### Task
Give only the number of lines in the data that include the string "styles".

### Data shown
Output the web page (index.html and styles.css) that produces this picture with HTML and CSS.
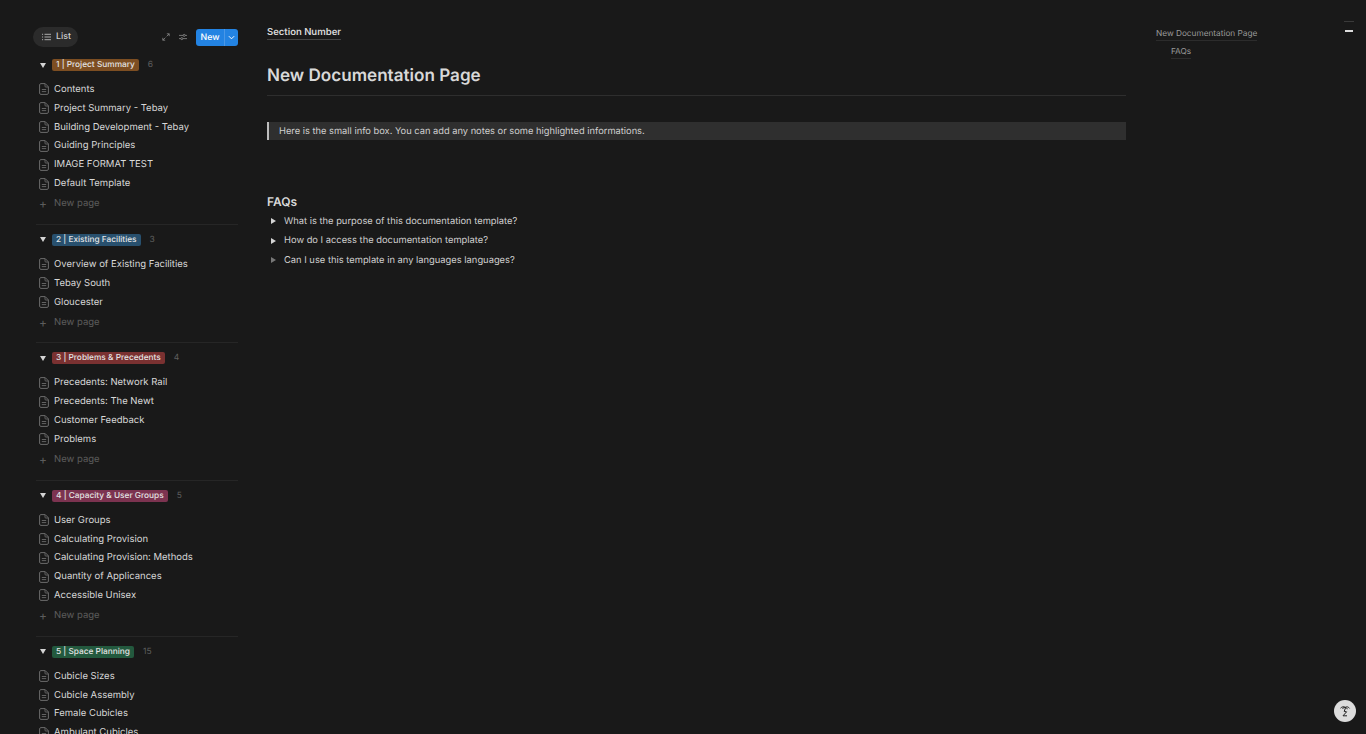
FILE: index.html
```html
<!DOCTYPE html>
<html lang="en">
<head>
<meta charset="utf-8">
<title>New Documentation Page</title>
<link rel="stylesheet" href="styles.css">
</head>
<body>
<svg class="defs" width="0" height="0" aria-hidden="true">
  <symbol id="doc" viewBox="0 0 10 12">
    <path d="M1.900.6h4.300L9.400 3.800v6.300c0 .7-.5 1.300-1.300 1.300H1.900c-.8 0-1.300-.6-1.300-1.300V1.900C.6 1.200 1.100.6 1.900.6z" fill="none" stroke="currentColor" stroke-width="1"/>
    <path d="M6 .8v2.400c0 .5.3.8.8.8h2.400M2.800 6.500h4.400M2.800 8.600h4.400" fill="none" stroke="currentColor" stroke-width=".9"/>
  </symbol>
</svg>
<div class="app">
  <aside class="sidebar">
    <div class="toolbar">
      <div class="view-tab">
        <svg class="list-icon" viewBox="0 0 10 8"><path d="M0 1h1.200M0 4h1.200M0 7h1.200M2.800 1H10M2.800 4H10M2.800 7H10" stroke="currentColor" stroke-width="1" fill="none"/></svg>
        <span>List</span>
      </div>
      <div class="tools">
        <svg class="tool-icon" viewBox="0 0 10 10"><path d="M6 1h3v3M9 1 5.800 4.200M4 9H1V6M1 9l3.200-3.200" stroke="currentColor" stroke-width="1" fill="none"/></svg>
        <svg class="tool-icon" viewBox="0 0 10 10"><path d="M0 3h10M0 7h10" stroke="currentColor" stroke-width="1" fill="none"/><circle cx="6.500" cy="3" r="1.300" fill="#191919" stroke="currentColor"/><circle cx="3.500" cy="7" r="1.300" fill="#191919" stroke="currentColor"/></svg>
        <div class="new-btn">
          <span class="new-label">New</span>
          <span class="new-caret"><svg viewBox="0 0 8 5"><path d="M1 1l3 3 3-3" stroke="currentColor" stroke-width="1.100" fill="none"/></svg></span>
        </div>
      </div>
    </div>

    <section class="group">
      <header class="group-head"><i class="tri-down"></i><span class="tag tag-brown">1 | Project Summary</span><span class="count">6</span></header>
      <ul class="pages">
        <li><svg class="doc"><use href="#doc"/></svg>Contents</li>
        <li><svg class="doc"><use href="#doc"/></svg>Project Summary - Tebay</li>
        <li><svg class="doc"><use href="#doc"/></svg>Building Development - Tebay</li>
        <li><svg class="doc"><use href="#doc"/></svg>Guiding Principles</li>
        <li><svg class="doc"><use href="#doc"/></svg>IMAGE FORMAT TEST</li>
        <li><svg class="doc"><use href="#doc"/></svg>Default Template</li>
      </ul>
      <div class="new-page"><span class="plus">+</span>New page</div>
    </section>

    <section class="group">
      <header class="group-head"><i class="tri-down"></i><span class="tag tag-blue">2 | Existing Facilities</span><span class="count">3</span></header>
      <ul class="pages">
        <li><svg class="doc"><use href="#doc"/></svg>Overview of Existing Facilities</li>
        <li><svg class="doc"><use href="#doc"/></svg>Tebay South</li>
        <li><svg class="doc"><use href="#doc"/></svg>Gloucester</li>
      </ul>
      <div class="new-page"><span class="plus">+</span>New page</div>
    </section>

    <section class="group">
      <header class="group-head"><i class="tri-down"></i><span class="tag tag-red">3 | Problems &amp; Precedents</span><span class="count">4</span></header>
      <ul class="pages">
        <li><svg class="doc"><use href="#doc"/></svg>Precedents: Network Rail</li>
        <li><svg class="doc"><use href="#doc"/></svg>Precedents: The Newt</li>
        <li><svg class="doc"><use href="#doc"/></svg>Customer Feedback</li>
        <li><svg class="doc"><use href="#doc"/></svg>Problems</li>
      </ul>
      <div class="new-page"><span class="plus">+</span>New page</div>
    </section>

    <section class="group">
      <header class="group-head"><i class="tri-down"></i><span class="tag tag-pink">4 | Capacity &amp; User Groups</span><span class="count">5</span></header>
      <ul class="pages">
        <li><svg class="doc"><use href="#doc"/></svg>User Groups</li>
        <li><svg class="doc"><use href="#doc"/></svg>Calculating Provision</li>
        <li><svg class="doc"><use href="#doc"/></svg>Calculating Provision: Methods</li>
        <li><svg class="doc"><use href="#doc"/></svg>Quantity of Applicances</li>
        <li><svg class="doc"><use href="#doc"/></svg>Accessible Unisex</li>
      </ul>
      <div class="new-page"><span class="plus">+</span>New page</div>
    </section>

    <section class="group">
      <header class="group-head"><i class="tri-down"></i><span class="tag tag-green">5 | Space Planning</span><span class="count">15</span></header>
      <ul class="pages">
        <li><svg class="doc"><use href="#doc"/></svg>Cubicle Sizes</li>
        <li><svg class="doc"><use href="#doc"/></svg>Cubicle Assembly</li>
        <li><svg class="doc"><use href="#doc"/></svg>Female Cubicles</li>
        <li><svg class="doc"><use href="#doc"/></svg>Ambulant Cubicles</li>
      </ul>
    </section>
  </aside>

  <main class="doc-main">
    <a class="crumb">Section Number</a>
    <h1 class="title">New Documentation Page</h1>
    <div class="callout">Here is the small info box. You can add any notes or some highlighted informations.</div>
    <h2 class="heading">FAQs</h2>
    <div class="toggle"><i class="tri-right"></i>What is the purpose of this documentation template?</div>
    <div class="toggle"><i class="tri-right"></i>How do I access the documentation template?</div>
    <div class="toggle"><i class="tri-right tri-dim"></i>Can I use this template in any languages languages?</div>
  </main>

  <nav class="toc">
    <a class="toc-link">New Documentation Page</a>
    <a class="toc-link toc-sub">FAQs</a>
  </nav>

  <div class="scroll-marks"><span class="mark-dim"></span><span class="mark-on"></span></div>
</div>
<button class="help" aria-label="Help">
  <svg viewBox="0 0 14 14"><path d="M2.500 4.200C4 2.600 6 2.400 7.200 3.400 8.600 2.400 10.500 2.700 11.500 4.400M7.200 3.400C5.900 3.300 5 3.900 4.500 5M7.200 3.400C8.300 3.500 9 4.200 9.300 5.200M7.600 3.600 6.200 7.400 8.600 7.800 5 11.800H9" fill="none" stroke="#222" stroke-width="1"/></svg>
</button>
</body>
</html>
```
FILE: styles.css
```css
* { box-sizing: border-box; }
html, body { margin: 0; height: 100%; overflow: hidden; }
body {
  background: #191919;
  color: #d8d8d8;
  font-family: Inter, "Liberation Sans", sans-serif;
  font-size: 9.5px;
  text-rendering: geometricPrecision;
}
.defs { position: absolute; }
.app { display: flex; height: 734px; overflow: hidden; position: relative; }

.sidebar { width: 202px; margin-left: 36px; flex: none; padding-top: 26px; }
.toolbar { display: flex; justify-content: space-between; align-items: center; height: 21px; margin-bottom: 9px; }
.view-tab {
  display: flex; align-items: center; gap: 5px;
  width: 45px; height: 20px; margin-left: -3px; padding-left: 9px;
  border-radius: 10px; background: #2b2b2b; font-size: 8.8px; font-weight: 500; color: #cfcfcf;
}
.list-icon { width: 9px; height: 8px; color: #bbb; }
.tools { display: flex; align-items: center; }
.tool-icon { width: 8px; height: 8px; color: #8a8a8a; margin-right: 9px; }
.new-btn {
  display: flex; width: 42px; height: 17px; margin-top: 1px;
  border-radius: 3px; background: #2383e2; color: #fff; overflow: hidden;
}
.new-label { flex: 1; text-align: center; font-size: 8.8px; font-weight: 500; line-height: 17px; }
.new-caret { width: 14px; display: flex; align-items: center; justify-content: center; border-left: 1px solid #4a97e6; }
.new-caret svg { width: 7px; height: 5px; }

.group { padding-bottom: 10px; border-bottom: 1px solid #262626; }
.group:last-child { border-bottom: 0; }
.group-head { display: flex; align-items: center; height: 18px; margin-top: 6px; padding-left: 4px; }
.group:first-of-type .group-head { margin-top: 5px; }
.tri-down { width: 0; height: 0; border: 3px solid transparent; border-top: 5px solid #d4d4d4; border-bottom: 0; margin-right: 6px; }
.tag { height: 12px; line-height: 12px; padding: 0 4px; border-radius: 2px; font-size: 8.3px; font-weight: 500; color: #e3e3e3; white-space: nowrap; }
.tag-brown { background: #7d4e22; }
.tag-blue { background: #28506e; }
.tag-red { background: #7a3131; }
.tag-pink { background: #7c3350; }
.tag-green { background: #23593e; }
.count { margin-left: 9px; font-size: 8.5px; color: #5f5f5f; }

.pages { list-style: none; margin: 6px 0 0; padding: 0; }
.pages li { display: flex; align-items: center; height: 18.84px; color: #d8d8d8; white-space: nowrap; }
.doc { width: 10px; height: 12px; margin: 0 5px 0 3px; color: #6c6c6c; flex: none; }
.new-page { display: flex; align-items: center; height: 21px; padding-top: 1px; color: #5c5c5c; }
.plus { width: 18px; padding-left: 3px; font-size: 12px; color: #5c5c5c; }

.doc-main { width: 859px; margin-left: 29px; flex: none; padding-top: 26px; font-size: 9.35px; }
.crumb { display: inline-block; font-size: 9.5px; font-weight: 600; color: #d8d8d8; border-bottom: 1px solid #444; line-height: 13px; }
.title { margin: 23px 0 0; padding-bottom: 6px; font-size: 17.1px; font-weight: 600; line-height: 26px; color: #d8d8d8; border-bottom: 1px solid #2e2e2e; }
.callout { margin-top: 26px; height: 18px; line-height: 19px; padding-left: 10px; background: #2f2f2f; border-left: 2px solid #bdbdbd; color: #d0d0d0; font-size: 9.3px; }
.heading { margin: 50.5px 0 0; font-size: 12px; line-height: 21px; font-weight: 600; color: #d8d8d8; }
.toggle { display: flex; align-items: center; height: 19.5px; padding-left: 4px; color: #d0d0d0; white-space: nowrap; }
.tri-right { width: 0; height: 0; border: 3px solid transparent; border-left: 5px solid #d4d4d4; border-right: 0; margin-right: 8px; }
.tri-dim { border-left-color: #777; }

.toc { margin-left: 30px; padding-top: 27px; display: flex; flex-direction: column; align-items: flex-start; gap: 4px; }
.toc-link { font-size: 8.25px; line-height: 13px; color: #9a9a9a; border-bottom: 1px solid #2c2c2c; }
.toc-sub { margin-left: 15px; }
.scroll-marks { position: absolute; top: 21px; right: 12px; display: flex; flex-direction: column; gap: 8px; align-items: flex-end; }
.mark-dim { width: 10px; height: 1px; background: #3a3a3a; }
.mark-on { width: 8px; height: 2px; background: #ddd; margin-right: 1px; }
.help {
  position: absolute; left: 1334px; top: 700px; width: 22px; height: 22px; padding: 4px;
  border: 0; border-radius: 50%; background: #dcdcdc;
}
.help svg { width: 14px; height: 14px; display: block; }
```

### Complete response
3